Martin Zvěřina 15 January 2026 - 15 February 2026 Online Viewing Room
Copper Horizon Oil, wax and sand on canvas 165 x 145 cm 2025
About the artwork
Copper Horizon is part of Martin Zvěřina’s most recent series of paintings, in which the act of looking becomes as significant as the act of painting itself. Rather than describing a specific landscape, the work emerges from prolonged coexistence with the image, through repeated returns to its surface and sustained attention to how the painting changes over time. The image does not resolve into a single, legible meaning; instead, it remains an open field in which layers of paint accumulate, disrupt one another, and are continually reactivated.
The painting functions as an unstable object poised between fascination and dissolution. Colour behaves organically, at times evoking bodily structures, sediments, or vegetative forms, without ever settling into a fixed shape. This condition of perpetual “almost-recognition” produces an experience akin to pareidolia: the viewer senses that something is being perceived, yet meaning continually slips away. Copper Horizon thus oscillates between abstraction and suggestive figuration, between landscape, interior space, and a residual image that resists full naming.
In this sense, the painting may be understood as a talismanic object, not as a bearer of protection or myth in a traditional sense, but as a site where the desire for meaning encounters its constant disintegration. Echoing Symbolist and late nineteenth-century painting, the image does not function as a representation of the world, but as a field of internal projection in which material and perception are held in tension. The surface retains its own vitality, resisting both rapid consumption and definitive interpretation.

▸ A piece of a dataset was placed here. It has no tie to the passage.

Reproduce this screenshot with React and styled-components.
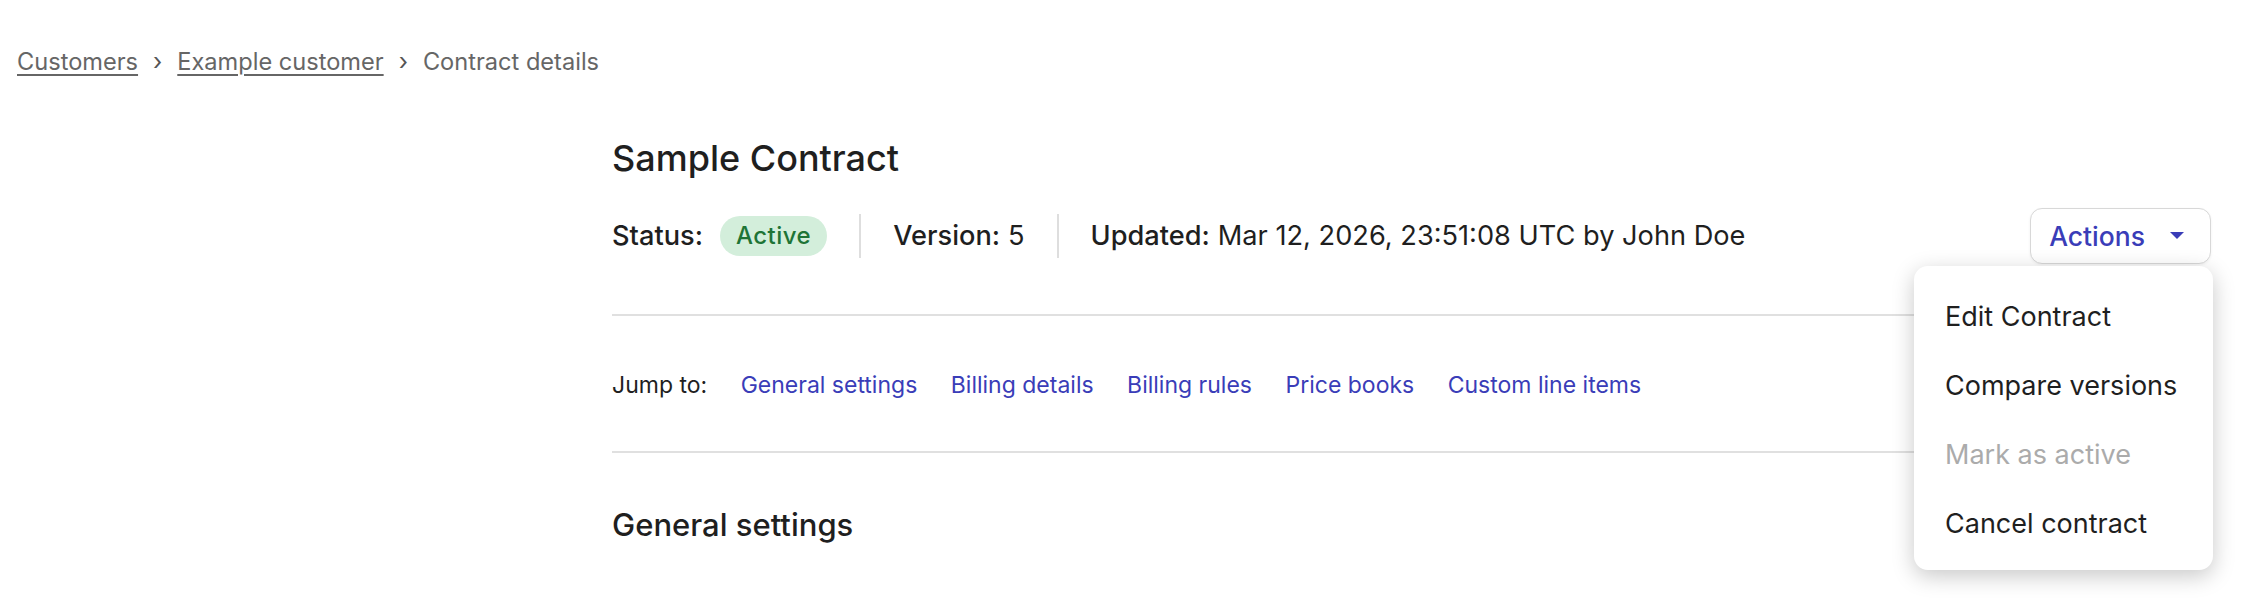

Extending Zvěřina’s long-term dialogue with landscape, poetry, and historical modes of painting, Copper Horizon conceives the canvas as a space of duration and concentration. The painting unfolds as a slow process in which meaning emerges gradually and remains unresolved, a quiet yet persistent counterpoint to contemporary acceleration, image saturation, and fragmented attention.
Martin Zvěřina (b. 1989) is a Czech visual artist whose work spans painting, installation, video, and sound. His practice focuses on the relationship between material transformation and perception, often blurring the boundaries between image, object, and landscape. Drawing on phenomenological thought and Eastern philosophy, he approaches art-making as a meditative and transformative process, in which human experience encounters the elemental properties of material and time.

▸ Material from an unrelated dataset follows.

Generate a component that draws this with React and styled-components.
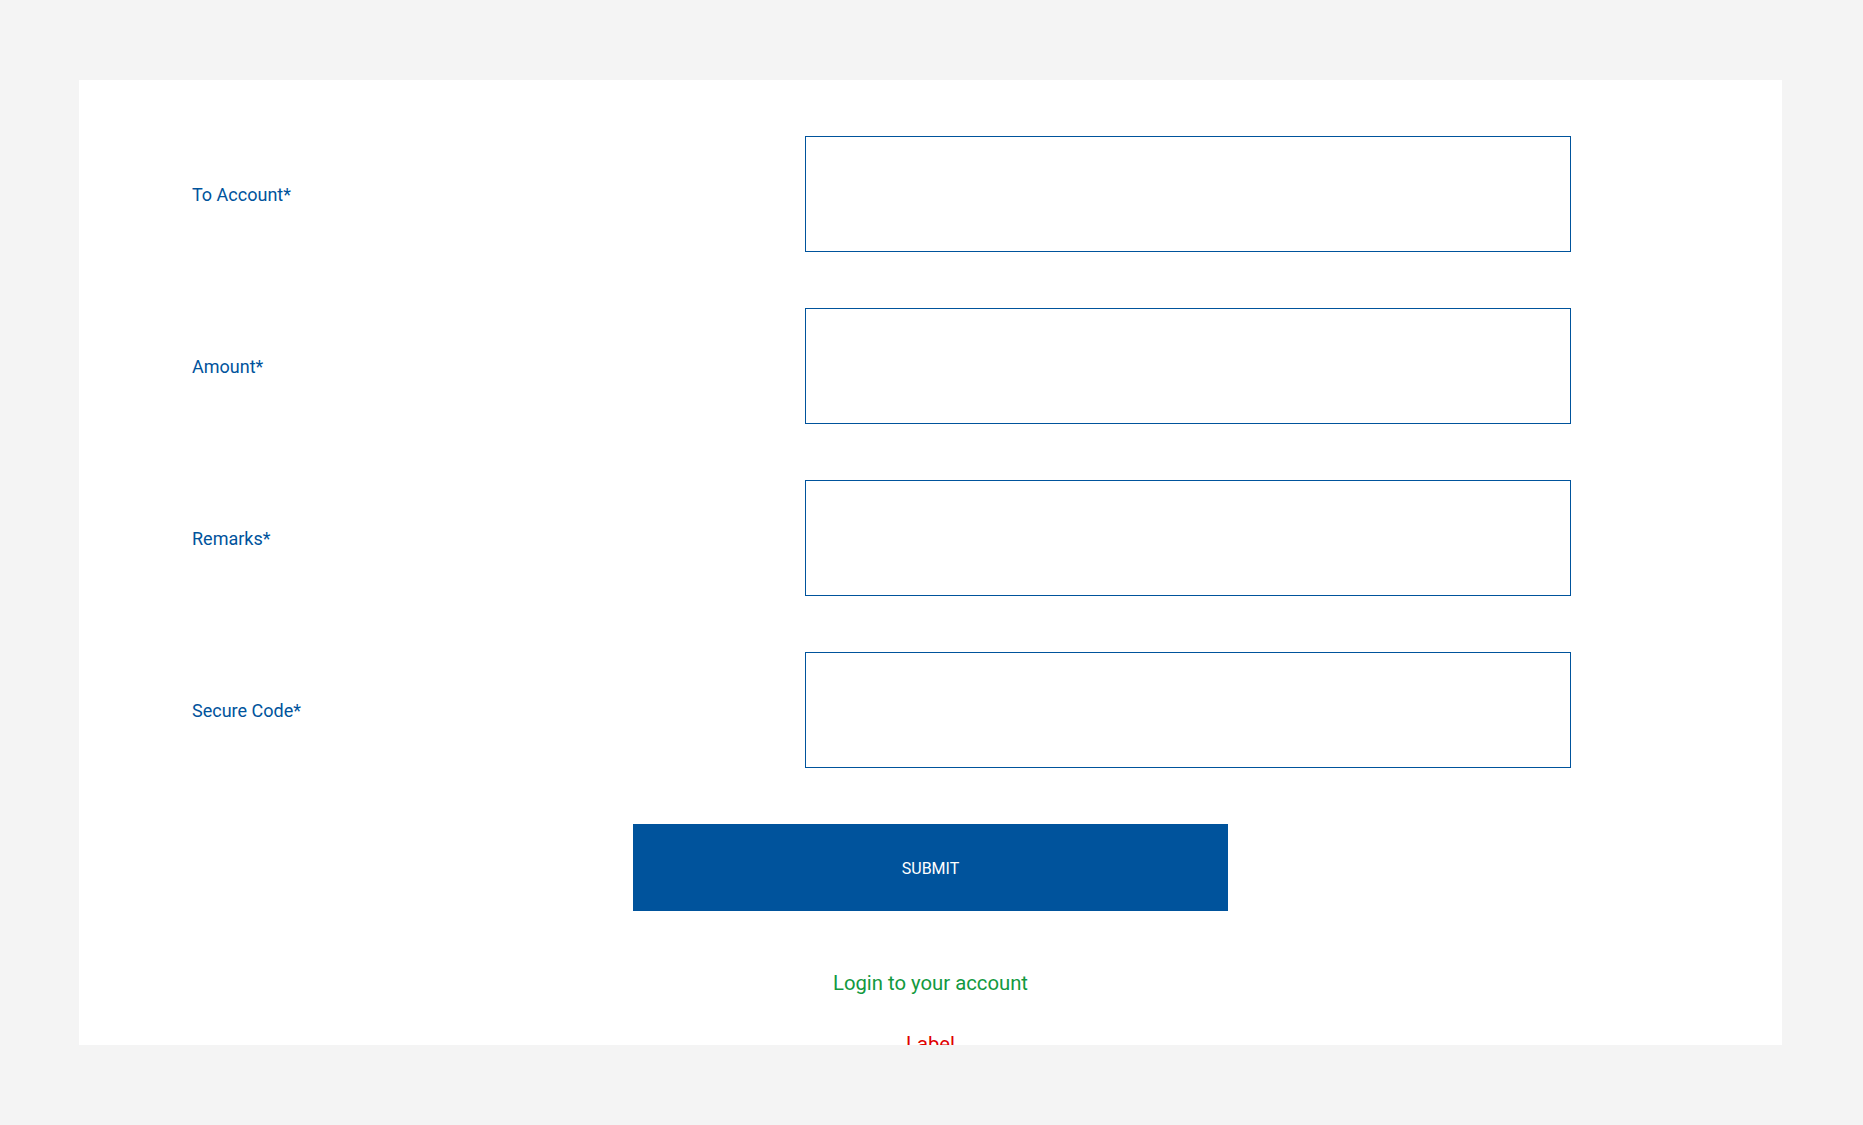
import React from "react";
import styled, { createGlobalStyle } from "styled-components";

const Global = createGlobalStyle`
  html, body { margin: 0; padding: 0; }
  body {
    background: #f4f4f4;
    font-family: Roboto, "Liberation Sans", Arial, sans-serif;
  }
  * { box-sizing: border-box; }
`;

const Page = styled.div`
  height: 100vh;
  padding: 80px 81px 80px 79px;
  display: flex;
  flex-direction: column;
`;

const Card = styled.div`
  flex: 1;
  background: #ffffff;
  overflow: hidden;
  padding: 56px 0 0 113px;
  display: flex;
  flex-direction: column;
`;

const Form = styled.form`
  display: flex;
  flex-direction: column;
  gap: 56px;
`;

const Row = styled.div`
  display: grid;
  grid-template-columns: 613px 766px;
  align-items: center;
`;

const Label = styled.label`
  color: #00539c;
  font-size: 18px;
  line-height: 22px;
  padding-top: 2px;
`;

const Input = styled.input`
  height: 116px;
  width: 100%;
  border: 1px solid #00539c;
  border-radius: 0;
  background: #fff;
  outline: none;
  font-family: inherit;
  font-size: 18px;
  padding: 0 16px;
`;

const ButtonRow = styled.div`
  display: flex;
  padding-left: 441px;
`;

const SubmitButton = styled.button`
  width: 595px;
  height: 87px;
  background: #00539c;
  color: #ffffff;
  border: none;
  border-radius: 0;
  font-family: inherit;
  font-size: 16px;
  text-transform: uppercase;
  cursor: pointer;
  padding-top: 2px;
`;

const Footer = styled.div`
  display: flex;
  flex-direction: column;
  align-items: center;
  margin-left: -113px;
  margin-top: 60px;
  gap: 37px;
`;

const LinkText = styled.a`
  color: ${(p) => p.$color};
  font-size: 20.3px;
  line-height: normal;
  text-decoration: none;
  cursor: pointer;
`;

const fields = ["To Account*", "Amount*", "Remarks*", "Secure Code*"];

export default function App() {
  return (
    <>
      <Global />
      <Page>
        <Card>
          <Form onSubmit={(e) => e.preventDefault()}>
            {fields.map((f) => (
              <Row key={f}>
                <Label>{f}</Label>
                <Input type="text" />
              </Row>
            ))}
            <ButtonRow>
              <SubmitButton type="submit">Submit</SubmitButton>
            </ButtonRow>
          </Form>
          <Footer>
            <LinkText $color="#12993f">Login to your account</LinkText>
            <LinkText $color="#e00000">Label</LinkText>
          </Footer>
        </Card>
      </Page>
    </>
  );
}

His work frequently engages with the medium itself, its essence, historical connotations, and at times an ironic questioning of its own limits. He draws inspiration from a wide spectrum of sources, including literature, biological systems, and philosophy, relating them to emotions, relationships, and modes of perception in contemporary society.
After graduating from the Academy of Fine Arts in Prague, he developed a distinctive practice grounded in material experimentation and sensitivity to environment. He repeatedly returns to the motifs of landscape and the body, not as fixed objects, but as relational fields between colour, light, and space. From this perspective, his work resonates with late nineteenth-century painting, when attention to atmosphere, duration, and the inner experience of seeing began to move away from stable modes of representation, partly as a response to industrialisation and the rise of capitalist structures, offering a counterpoint to technological and social change. In this sense, he approaches the canvas as a site where the visible world is transformed through subjective time into something fluid, open, and mutable, as a mode of working with attention that consciously positions itself against contemporary forms of technological and economic acceleration.

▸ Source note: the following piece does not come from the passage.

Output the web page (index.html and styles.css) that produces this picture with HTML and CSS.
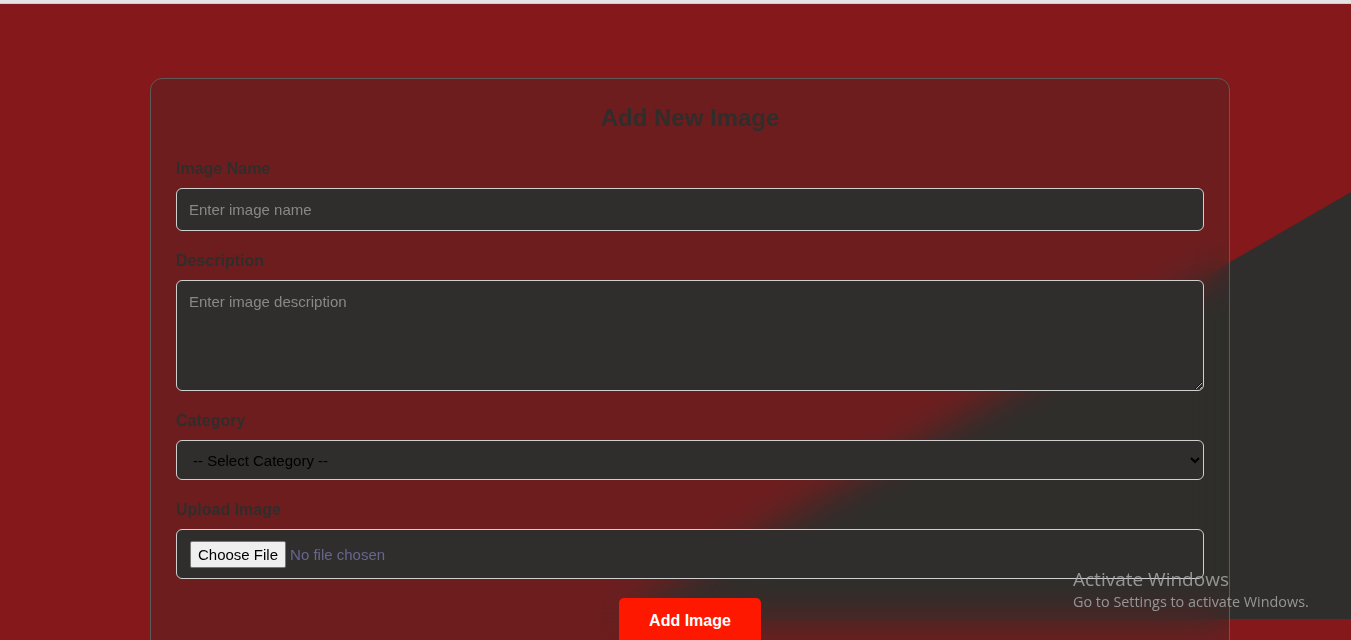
FILE: index.html
```html
<!DOCTYPE html>
<html lang="en">
<head>
<meta charset="UTF-8">
<title>Add New Image</title>
<link rel="stylesheet" href="styles.css">
</head>
<body>
<div class="topbar"></div>
<div class="bg-shape"></div>
<main class="page">
  <form class="card">
    <h2 class="title">Add New Image</h2>
    <div class="group">
      <label class="label" for="name">Image Name</label>
      <input class="field field-input" id="name" type="text" placeholder="Enter image name">
    </div>
    <div class="group">
      <label class="label" for="desc">Description</label>
      <textarea class="field field-area" id="desc" placeholder="Enter image description"></textarea>
    </div>
    <div class="group">
      <label class="label" for="cat">Category</label>
      <select class="field field-select" id="cat">
        <option>-- Select Category --</option>
      </select>
    </div>
    <div class="group">
      <label class="label" for="file">Upload Image</label>
      <input class="field field-file" id="file" type="file">
    </div>
    <div class="actions">
      <button class="submit" type="button">Add Image</button>
    </div>
  </form>
</main>
<div class="watermark">
  <div class="wm-title">Activate Windows</div>
  <div class="wm-sub">Go to Settings to activate Windows.</div>
</div>
</body>
</html>
```

FILE: styles.css
```css
* { box-sizing: border-box; }

html, body {
  margin: 0;
  padding: 0;
}

body {
  background: #84181a;
  font-family: "Liberation Sans", Arial, sans-serif;
  min-height: 100vh;
  overflow: hidden;
}

.topbar {
  height: 4px;
  background: #e4e4e4;
  border-bottom: 1px solid #cfcfcf;
  position: relative;
  z-index: 3;
}

.bg-shape {
  position: fixed;
  inset: 0;
  background: #302e2c;
  clip-path: polygon(100% 30%, 100% 96.7%, 45.4% 96.7%);
  z-index: 0;
}

.page {
  position: relative;
  z-index: 1;
  padding: 74px 0 0 150px;
}

.card {
  width: 1080px;
  background: rgba(48, 46, 44, 0.26);
  backdrop-filter: blur(18px);
  -webkit-backdrop-filter: blur(18px);
  border: 1px solid #5f5a58;
  border-radius: 12px;
  padding: 25px 25px 30px;
}

.title {
  margin: 0 0 27px;
  text-align: center;
  font-size: 24px;
  font-weight: bold;
  color: #302e2c;
}

.group {
  margin-bottom: 20px;
}

.label {
  display: block;
  font-size: 16px;
  line-height: 20px;
  font-weight: bold;
  color: #302e2c;
  margin-bottom: 9px;
}

.field {
  display: block;
  width: 100%;
  background: #302e2c;
  border: 1px solid #cfcfcf;
  border-radius: 6px;
  font-family: "Liberation Sans", Arial, sans-serif;
  font-size: 15px;
  color: #e0e0e0;
  padding: 0 12px;
  margin: 0;
  outline: none;
}

.field::placeholder {
  color: #8a8886;
}

.field-input {
  height: 43px;
}

.field-area {
  height: 111px;
  padding: 12px;
  resize: vertical;
}

.field-select {
  height: 40px;
  color: #000;
  padding: 0 8px 0 12px;
}

.field-file {
  height: 50px;
  padding: 11px 12px;
  color: #66668f;
}

.field-file::file-selector-button {
  font-family: "Liberation Sans", Arial, sans-serif;
  font-size: 15px;
  color: #000;
  background: #efefef;
  border: 1px solid #767676;
  border-radius: 2px;
  padding: 4px 7px;
  margin: 0 4px 0 1px;
}

.actions {
  display: flex;
  justify-content: center;
  margin-top: -1px;
}

.submit {
  background: #ff1800;
  color: #fff;
  border: none;
  border-radius: 5px;
  font-family: "Liberation Sans", Arial, sans-serif;
  font-size: 16px;
  font-weight: bold;
  padding: 14px 30px;
  width: 142px;
  cursor: pointer;
}

.watermark {
  position: fixed;
  left: 1073px;
  top: 566px;
  z-index: 5;
  color: rgba(175, 175, 175, 0.8);
  font-family: "Open Sans", "Noto Sans", sans-serif;
  pointer-events: none;
}

.wm-title {
  font-size: 19px;
  line-height: 26px;
}

.wm-sub {
  font-size: 14.4px;
  line-height: 20px;
}
```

Poetry and experimental literature play a significant role in his practice, particularly texts in which language functions as a tool for exploring unconscious processes and inner transformation. He finds inspiration, for example, in the circle of Le Grand Jeu or in the writings of Věra Linhartová, texts in which language operates as an act of naming that simultaneously establishes and closes meaning. Language here is not merely a vehicle of communication, but a symbolic and structuring principle of experience, akin to the way image or sound functions in his work.
Alongside his visual practice, Zvěřina also works with sound and music, which he approaches as a natural extension of his material practice. Drawing on field recordings and improvisation rooted in the traditions of the musical avant-garde, he shapes sound through processes of layering, distortion, and temporal modulation, paralleling his approach to visual media.
He studied at the Academy of Fine Arts in Prague (painting studio of Vladimír Skrepl), at the Faculty of Fine Arts in Brno (Intermedia studio of Václav Stratil), and at the Academy of Fine Arts in Helsinki, Finland. He has completed numerous residencies and internships in Germany, Belgium, Austria, Finland, and the Czech Republic.
Since 2010, he has been active on both the visual art and music scenes in the Czech Republic and internationally. He has exhibited in numerous private, state, and regional institutions and has been a member of several experimental music groups.